Tre domande a Emanuela Anechoum

Abbiamo voluto approfondire ulteriormente alcuni dei temi del libro con l’autrice…

Quanto della tua esperienza personale è confluito nel romanzo?

Ho preso spunto da una riflessione personale che mi ha sempre colpito: mio padre è arrivato a Reggio Calabria negli anni 80, ha costruito lì la sua attività e i suoi sogni, mentre io e la mia generazione siamo cresciuti sapendo che saremmo dovuti andar via. Da questa contraddizione ho iniziato a interrogarmi su cosa sarebbe successo se non avessi avuto il privilegio del sostegno familiare, e così è nata Mina.

Come descrivi il concetto di ‘famiglia’ nel tuo libro?

L’ho immaginata come una struttura quadrata, una sorta di castello che si difende dall’esterno nascondendo i propri segreti al suo interno. È un luogo dove ciascuno osserva gli altri dal proprio angolo, senza reale comunicazione.

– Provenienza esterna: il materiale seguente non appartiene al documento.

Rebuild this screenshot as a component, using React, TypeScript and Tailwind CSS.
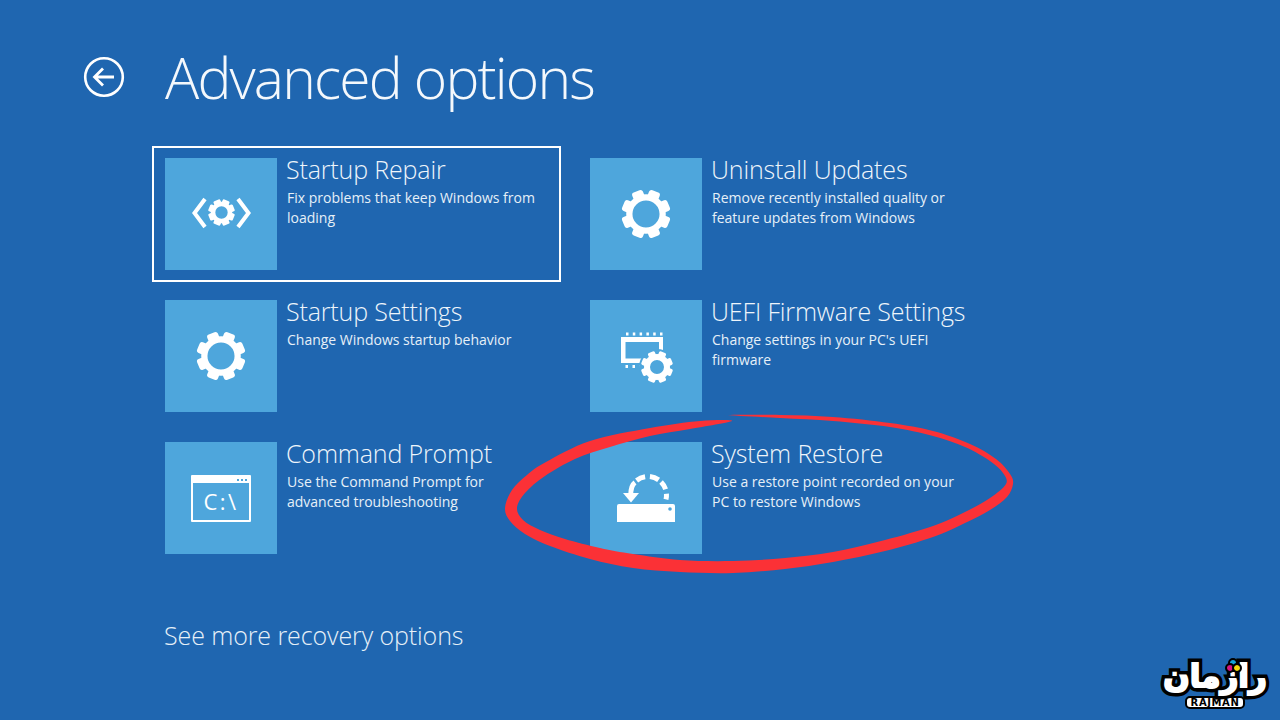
const FONT = "font-['Open_Sans',sans-serif]";
const TEETH = [22.5, 67.5, 112.5, 157.5, 202.5, 247.5, 292.5, 337.5];

function Gear({ size, ring = 6, tooth = 11 }: { size: number; ring?: number; tooth?: number }) {
  // 8 teeth, rotated so two of them sit side by side at the top
  return (
    <svg width={size} height={size} viewBox="0 0 48 48" fill="none">
      <circle cx="24" cy="24" r={19 - ring / 2} stroke="#fff" strokeWidth={ring} />
      {TEETH.map((a) => (
        <rect key={a} x={24 - tooth / 2} y="0.5" width={tooth} height="10" rx="2.5" fill="#fff" transform={`rotate(${a} 24 24)`} />
      ))}
    </svg>
  );
}

function RepairIcon() {
  return (
    <div className="-mt-[3px] flex items-center gap-px">
      <svg width="16" height="32" viewBox="0 0 16 32" fill="none">
        <path d="M14 2 3.500 16 14 30" stroke="#fff" strokeWidth="4" />
      </svg>
      <Gear size={27} ring={8} tooth={13} />
      <svg width="16" height="32" viewBox="0 0 16 32" fill="none">
        <path d="M2 2l10.500 14L2 30" stroke="#fff" strokeWidth="4" />
      </svg>
    </div>
  );
}

function FirmwareIcon() {
  return (
    <svg className="mt-[3px] ml-[4px]" width="54" height="52" viewBox="0 0 54 52" fill="none">
      <path d="M5 2h2.500M11.800 2h2.500M18.600 2h2.500M25.400 2h2.500M32.200 2h2.500M39 2h2.500" stroke="#fff" strokeWidth="3" />
      <path d="M4.500 34.500H7M11.500 34.500H14M18.500 34.500H21" stroke="#fff" strokeWidth="3" />
      <path d="M0 5h42v26H0zM4.500 10v16.500H38V10z" fill="#fff" fillRule="evenodd" />
      <circle cx="36" cy="35" r="18" fill="#4ea6dc" />
      <g transform="translate(20 19)">
        <svg width="32" height="32" viewBox="0 0 48 48" fill="none">
          <circle cx="24" cy="24" r="15" stroke="#fff" strokeWidth="9" />
          {TEETH.map((a) => (
            <rect key={a} x="18.500" y="0" width="11" height="11" rx="2.500" fill="#fff" transform={`rotate(${a} 24 24)`} />
          ))}
        </svg>
      </g>
    </svg>
  );
}

function PromptIcon() {
  return (
    <div className="flex h-[47px] w-[60px] flex-col rounded-[1px] border-2 border-white">
      <div className="flex h-[6px] items-center justify-end gap-[2px] bg-white pr-[2px]">
        <span className="size-[2px] bg-[#4ea6dc]" />
        <span className="size-[2px] bg-[#4ea6dc]" />
        <span className="size-[2px] bg-[#4ea6dc]" />
      </div>
      <div className={`flex flex-1 items-center justify-center text-[22px] leading-none tracking-[2.5px] text-white ${FONT}`}>C:\</div>
    </div>
  );
}

function arc(a0: number, a1: number) {
  const pt = (a: number) => {
    const r = (a * Math.PI) / 180;
    return `${32 + 18.5 * Math.sin(r)} ${22 - 18.5 * Math.cos(r)}`;
  };
  return `M${pt(a0)}A18.500 18.500 0 0 1 ${pt(a1)}`;
}

function RestoreIcon() {
  return (
    <svg width="60" height="50" viewBox="0 0 60 50" fill="none">
      {[[-38, -9], [6, 35], [45, 72], [86, 104]].map(([a, b]) => (
        <path key={a} d={arc(a, b)} stroke="#fff" strokeWidth="5" />
      ))}
      <path d="M19 9.500c-3.500 2.500-4.300 6-4.300 13" stroke="#fff" strokeWidth="5" />
      <path d="M7 20h16l-8 9.500z" fill="#fff" />
      <path d="M3 31h54a2 2 0 0 1 2 2v16H1V33a2 2 0 0 1 2-2z" fill="#fff" />
      <circle cx="54" cy="36" r="1.800" fill="#4ea6dc" />
    </svg>
  );
}

function Option({ title, lines, icon, selected }: { title: string; lines: string[]; icon: React.ReactNode; selected?: boolean }) {
  return (
    <div className={`flex h-[136px] w-[409px] gap-[9px] border-2 py-[10px] pl-[11px] ${selected ? "border-white" : "border-transparent"}`}>
      <div className="flex size-[112px] shrink-0 items-center justify-center bg-[#4ea6dc]">{icon}</div>
      <div className="-mt-[4px] flex flex-col">
        <div className="text-[25px] leading-[30px] font-light tracking-[-0.15px] text-[#eef5fb]">{title}</div>
        <div className="mt-[4px] pl-px text-[14px] leading-[20px] text-[#e6f0f8]">
          {lines.map((l) => (
            <div key={l}>{l}</div>
          ))}
        </div>
      </div>
    </div>
  );
}

// Catmull-Rom through the traced outline of the hand-drawn marker ring
function smooth(pts: number[][]) {
  let d = `M${pts[0][0]} ${pts[0][1]}`;
  for (let i = 0; i < pts.length - 1; i++) {
    const p0 = pts[Math.max(i - 1, 0)];
    const p1 = pts[i];
    const p2 = pts[i + 1];
    const p3 = pts[Math.min(i + 2, pts.length - 1)];
    d += `C${p1[0] + (p2[0] - p0[0]) / 6} ${p1[1] + (p2[1] - p0[1]) / 6} ${p2[0] - (p3[0] - p1[0]) / 6} ${p2[1] - (p3[1] - p1[1]) / 6} ${p2[0]} ${p2[1]}`;
  }
  return d;
}

const RING = [
  [724, 415], [780, 415], [833, 417], [890, 423], [933, 431], [970, 444], [996, 459], [1010, 474], [1013, 484], [1007, 497],
  [990, 510], [965, 523], [933, 537], [885, 551], [833, 562], [785, 569], [733, 573], [680, 572], [633, 568], [590, 559],
  [550, 546], [525, 534], [510, 521], [505, 508], [512, 490], [527, 475], [546, 462], [590, 441], [650, 428], [700, 421], [732, 421],
  [690, 429], [650, 436], [610, 447], [575, 459], [545, 476], [525, 493], [517, 508], [523, 520], [540, 530], [565, 539],
  [600, 548], [633, 554], [680, 560], [733, 561], [785, 558], [833, 552], [885, 540], [933, 526], [965, 512], [990, 498], [1006, 484],
  [1003, 473], [990, 461], [965, 447], [933, 436], [890, 427], [833, 421], [780, 418], [724, 415],
];

function Logo() {
  const word = "font-['DejaVu_Sans',sans-serif] text-[31px] leading-none font-bold";
  return (
    <div className="absolute top-[657px] left-[1160px] flex w-[110px] flex-col items-center">
      <div className="relative flex h-[38px] items-center" dir="rtl">
        <div className={`${word} text-black [-webkit-text-stroke:9px_#000]`}>رازمان</div>
        <div className={`${word} absolute text-white [-webkit-text-stroke:2px_#fff]`} aria-hidden="true">رازمان</div>
      </div>
      <span className="absolute top-[3px] left-[70px] size-[6px] rounded-full bg-[#13a5d8] outline-2 outline-black" />
      <span className="absolute top-[8px] left-[67px] size-[6px] rounded-full bg-[#d8127e] outline-2 outline-black" />
      <span className="absolute top-[8px] left-[74px] size-[6px] rounded-full bg-[#f5d90a] outline-2 outline-black" />
      <div className="mt-[1px] rounded-[5px] border-2 border-black bg-white px-[4px] text-[10px] leading-[9px] font-bold tracking-[0.6px] text-black font-['DejaVu_Sans',sans-serif]">
        RAJMAN
      </div>
    </div>
  );
}

export default function App() {
  return (
    <div className={`relative h-[720px] w-[1280px] overflow-hidden bg-[#1f66b0] text-white ${FONT}`}>
      <div className="flex items-center pt-[37px] pl-[83px]">
        <svg width="42" height="42" viewBox="0 0 42 42" fill="none" stroke="#fff">
          <circle cx="21" cy="21" r="18.800" strokeWidth="2.600" />
          <path d="M31 21H12M20 12.500 11.500 21l8.500 8.500" strokeWidth="2.800" />
        </svg>
        <h1 className="ml-[40px] text-[57px] leading-[80px] font-light tracking-[-1.830px] text-[#f4f8fc]">Advanced options</h1>
      </div>

      <div className="mt-[29px] ml-[152px] grid w-[835px] grid-cols-[409px_409px] gap-x-[16px] gap-y-[6px]">
        <Option selected title="Startup Repair" lines={["Fix problems that keep Windows from", "loading"]} icon={<RepairIcon />} />
        <Option title="Uninstall Updates" lines={["Remove recently installed quality or", "feature updates from Windows"]} icon={<Gear size={50} />} />
        <Option title="Startup Settings" lines={["Change Windows startup behavior"]} icon={<Gear size={50} />} />
        <Option title="UEFI Firmware Settings" lines={["Change settings in your PC's UEFI", "firmware"]} icon={<FirmwareIcon />} />
        <Option title="Command Prompt" lines={["Use the Command Prompt for", "advanced troubleshooting"]} icon={<PromptIcon />} />
        <Option title="System Restore" lines={["Use a restore point recorded on your", "PC to restore Windows"]} icon={<RestoreIcon />} />
      </div>

      <div className="mt-[51px] ml-[164px] text-[25px] leading-[36px] font-light tracking-[-0.100px] text-[#e6f0f8]">See more recovery options</div>

      <svg className="absolute inset-0" width="1280" height="720" viewBox="0 0 1280 720">
        <path d={smooth(RING)} fill="#fb3136" fillRule="evenodd" />
      </svg>
      <Logo />
    </div>
  );
}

Ogni personaggio ha una forte individualità ma anche una profonda solitudine, e questo contrasto tra libertà e isolamento era importante da esplorare.

Esiste una differenza nel modo in cui viene accolto il tuo libro al Nord e al Sud?

Una cosa che accade regolarmente nelle presentazioni al Nord, e non al Sud, è che c’è sempre qualche calabrese emigrato che si commuove e alla fine dell’incontro viene da me dicendo “io sono calabrese” e piangiamo insieme. È come se in qualche modo rappresentassi un ritorno a casa per loro, un’esperienza che trovo particolarmente toccante.